The smaller 16-bit thumb instructions can be read across the cartridge’s 16-bit bus in 1 read, the instructions are also much more dense in terms of bit storage, which (in theory) means smaller games, which means smaller ROM chips, so money saved.

Trivia: There is a reason why 16-bit thumb is so ideal for cheap cartridges on a 16-bit bus, and that’s because ARM originally designed thumb with Nintendo and their cartridge consoles in mind. The ARM7TDMI itself (and the thumb instruction set) was published in 1994, some 7 years before the GBA’s release date!

Clock Speed

The CPU runs at 2^24 cycles-per-second, which is 16.777216 megahertz (MHz). Some instructions take multiple cycles to execute, and some memory accesses take multiple cycles to complete.

Random Access Memories

But first: a bit about notation.

IEC name Traditional name Quantity IEC symbol LD symbol
Byte Byte 8 bits B -
Kibibyte Kilobyte 1024 Bytes KiB K
Mebibyte Megabyte 1024 KiB MiB M

When required, we’ll use the 1998 IEC names and symbols as they avoid ambiguity. The LD symbols are used in linker scripts, which will be important later.

Cache?

GBA has no cache.

Internal RAM

But isn’t all the RAM internal? Well yes, but this is “internal” from the perspective of the CPU.

The internal RAM is on the same physical package as the CPU.

32KiB Internal Work RAM

IWRAM for short. This is fast RAM on a 32-bit bus: perfect for fast, optimised ARM instructions and stack memory.

96KiB Video RAM

VRAM for short. This is where all the background and sprite graphics will live. You can only access this memory in units of 16-bits, so to write a single byte you have to first read 16-bits, modify the byte you’re interested in, then write back 16-bits. Watch out for that.

1KiB Palette RAM

PRAM? CRAM for colour RAM? There’s no general short term for this RAM, so we’ll just call it Palette RAM. This holds two palettes of 256 colours (Colours are 16-bit). One palette is used for background graphics, the other is used for sprite graphics.

Trivia: Yes the author is British. I will use the spelling “colour” for any written text, and “color” for any code. Did you notice how I spelled “optimised” above?

1KiB Object Attribute Memory

OAM for short. This stores everything related to setting up hardware sprites for display.

External RAM

EWRAM for short. External from the CPU package, this RAM is still on the motherboard in its own little chip.

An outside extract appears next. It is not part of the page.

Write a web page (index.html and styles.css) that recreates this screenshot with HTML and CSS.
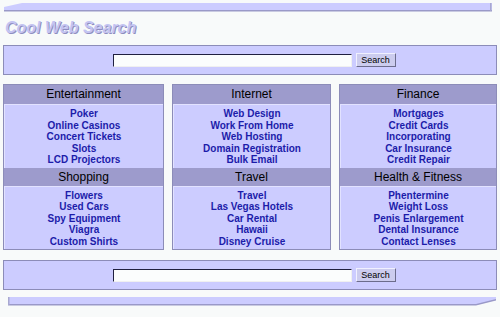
FILE: index.html
```html
<!DOCTYPE html>
<html lang="en">
<head>
    <meta charset="UTF-8">
    <meta name="viewport" content="width=device-width, initial-scale=1.0">
    <title>Cool Web Search</title>
    <link rel="stylesheet" href="styles.css">
</head>
<body>
    <svg class="bar bar-top" width="488" height="9" viewBox="0 0 488 9">
        <polygon points="0,4 18,0 488,0 488,8 0,8" fill="#ccccff"/>
        <rect x="0" y="7" width="488" height="1.5" fill="#9a99c8"/>
        <rect x="486" y="0" width="1.5" height="8" fill="#a8a8d0"/>
    </svg>

    <h1 class="logo">Cool Web Search</h1>

    <form class="search-box">
        <input type="text" class="search-input">
        <button type="button" class="search-button">Search</button>
    </form>

    <div class="categories">
        <div class="category">
            <h2>Entertainment</h2>
            <ul>
                <li><a href="#">Poker</a></li>
                <li><a href="#">Online Casinos</a></li>
                <li><a href="#">Concert Tickets</a></li>
                <li><a href="#">Slots</a></li>
                <li><a href="#">LCD Projectors</a></li>
            </ul>
            <h2>Shopping</h2>
            <ul>
                <li><a href="#">Flowers</a></li>
                <li><a href="#">Used Cars</a></li>
                <li><a href="#">Spy Equipment</a></li>
                <li><a href="#">Viagra</a></li>
                <li><a href="#">Custom Shirts</a></li>
            </ul>
        </div>
        <div class="category">
            <h2>Internet</h2>
            <ul>
                <li><a href="#">Web Design</a></li>
                <li><a href="#">Work From Home</a></li>
                <li><a href="#">Web Hosting</a></li>
                <li><a href="#">Domain Registration</a></li>
                <li><a href="#">Bulk Email</a></li>
            </ul>
            <h2>Travel</h2>
            <ul>
                <li><a href="#">Travel</a></li>
                <li><a href="#">Las Vegas Hotels</a></li>
                <li><a href="#">Car Rental</a></li>
                <li><a href="#">Hawaii</a></li>
                <li><a href="#">Disney Cruise</a></li>
            </ul>
        </div>
        <div class="category">
            <h2>Finance</h2>
            <ul>
                <li><a href="#">Mortgages</a></li>
                <li><a href="#">Credit Cards</a></li>
                <li><a href="#">Incorporating</a></li>
                <li><a href="#">Car Insurance</a></li>
                <li><a href="#">Credit Repair</a></li>
            </ul>
            <h2>Health &amp; Fitness</h2>
            <ul>
                <li><a href="#">Phentermine</a></li>
                <li><a href="#">Weight Loss</a></li>
                <li><a href="#">Penis Enlargement</a></li>
                <li><a href="#">Dental Insurance</a></li>
                <li><a href="#">Contact Lenses</a></li>
            </ul>
        </div>
    </div>

    <form class="search-box search-bottom">
        <input type="text" class="search-input">
        <button type="button" class="search-button">Search</button>
    </form>

    <svg class="bar bar-bottom" width="488" height="9" viewBox="0 0 488 9">
        <polygon points="0,0 488,0 488,3 468,8 0,8" fill="#ccccff"/>
        <polygon points="0,7 468,7 488,2 488,3.5 468,8.5 0,8.5" fill="#9a99c8"/>
        <rect x="0" y="0" width="1.5" height="8" fill="#a8a8d0"/>
    </svg>
</body>
</html>
```

FILE: styles.css
```css
:root {
    --light: #ccccff;
    --dark: #9d9bcc;
    --edge: #8c8cb8;
    --link: #1c1caa;
    --page: #f8fafa;
}

body {
    margin: 0;
    padding: 3px 3px 0 3px;
    background: var(--page);
    font-family: 'Liberation Sans', Arial, sans-serif;
}

.bar {
    display: block;
}

.bar-top {
    margin-left: 1px;
}

.bar-bottom {
    margin: 7px 0 0 5px;
}

.logo {
    margin: 6px 0 0 2px;
    height: 27px;
    font-size: 16px;
    line-height: 20px;
    font-style: italic;
    font-weight: bold;
    color: #c4c4f2;
    text-shadow: 1px 1px 0 #8f8ec0;
}

.search-box {
    display: flex;
    justify-content: center;
    align-items: center;
    gap: 4px;
    height: 28px;
    margin: 0;
    padding-left: 8px;
    background: var(--light);
    border: 1px solid var(--edge);
}

.search-input {
    width: 239px;
    height: 13px;
    box-sizing: border-box;
    padding: 0;
    background: #fbfdfd;
    border: 1px solid #f0f0f0;
    border-top-color: #202040;
    border-left-color: #202040;
}

.search-button {
    width: 40px;
    height: 14px;
    box-sizing: border-box;
    padding: 0;
    font-family: 'Liberation Sans', Arial, sans-serif;
    font-size: 9px;
    color: #000;
    background: #ccccee;
    border: 1px solid #6c6c8c;
    border-top-color: #f0f0ff;
    border-left-color: #f0f0ff;
}

.categories {
    display: grid;
    grid-template-columns: 161px 159px 158px;
    column-gap: 8px;
    margin-top: 9px;
}

.category {
    border: 1px solid var(--edge);
    background: var(--light);
}

.category h2 {
    margin: 0;
    height: 19px;
    line-height: 19px;
    background: var(--dark);
    font-size: 12px;
    font-weight: normal;
    text-align: center;
    color: #000;
}

.category ul + h2 {
    height: 18px;
    line-height: 18px;
}

.category ul {
    margin: 0;
    padding: 3px 0 2px;
    list-style: none;
    text-align: center;
    border-top: 1px solid #e2e2ff;
    border-left: 1px solid #e2e2ff;
}

.category li {
    font-size: 10px;
    line-height: 11.5px;
    font-weight: bold;
}

.category a {
    color: var(--link);
    text-decoration: none;
}

.search-bottom {
    margin-top: 10px;
}
```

256KiB on a 16-bit bus. 32-bit accesses are automatically converted to two 16-bit access. Traditionally this is where the heap is placed for big allocations (because we have soooo much space with 256KiB). This is slower than IWRAM, and being 16-bits makes this more ideal for thumb instructions, rather than ARM instructions.

Save RAM

SRAM for short. This isn’t actually part of the console, it resides in the game pak (the cartridge). This is only available on cartridges with a RAM chip on board. 8-bit accesses only, and the hardware does nothing to help if you want to access 16 or 32 bits.

The 8-bit accesses makes this kind of slow. Intended for saving data, like a save file or something.

Maxes out at 64KiB, but 32KiB is what you usually find out in the wild.

Game Paks

AKA: the cartridge, and the ROM. The maximum addressable size is 32MiB, however 64MiB cartridges do exist (those weird GBA video cartridges are such examples), and these achieve greater capacity through bank switching.

Some cartridges have additional hardware on them, such as a real-time clock, a vibration motor, a tilt sensor, a freaking analogue TV tuner, and a crazy card-scanning accessory.

Game Pak Prefetch

This is a weird bit of hardware that is designed to try and speed up executing code from the Game Pak ROM. After fetching an instruction from ROM, whenever the CPU is not accessing the bus the prefetcher will further read up to an additional 8 16-bit values from the ROM, and store them internally. If the next access the CPU makes is within the area of ROM currently in the prefetch buffer then it will be read immediately (0 wait-cycles).

In practical terms, this usually ends up with ROM thumb instructions in the prefetch buffer (because the next CPU read is usually the next instruction in ROM).

This hardware feature requires explicitly enabling, and it’s usually worth doing if you’re executing anything from ROM.


1 Theoretically, if you’re able to do something in ARM with 50% less instructions than in thumb, then executing ARM across 16-bit bus might not be such a bad performance hit. However, not all instructions are identical, so it is quite unlikely you’d naturally stumble across a scenario where this makes sense.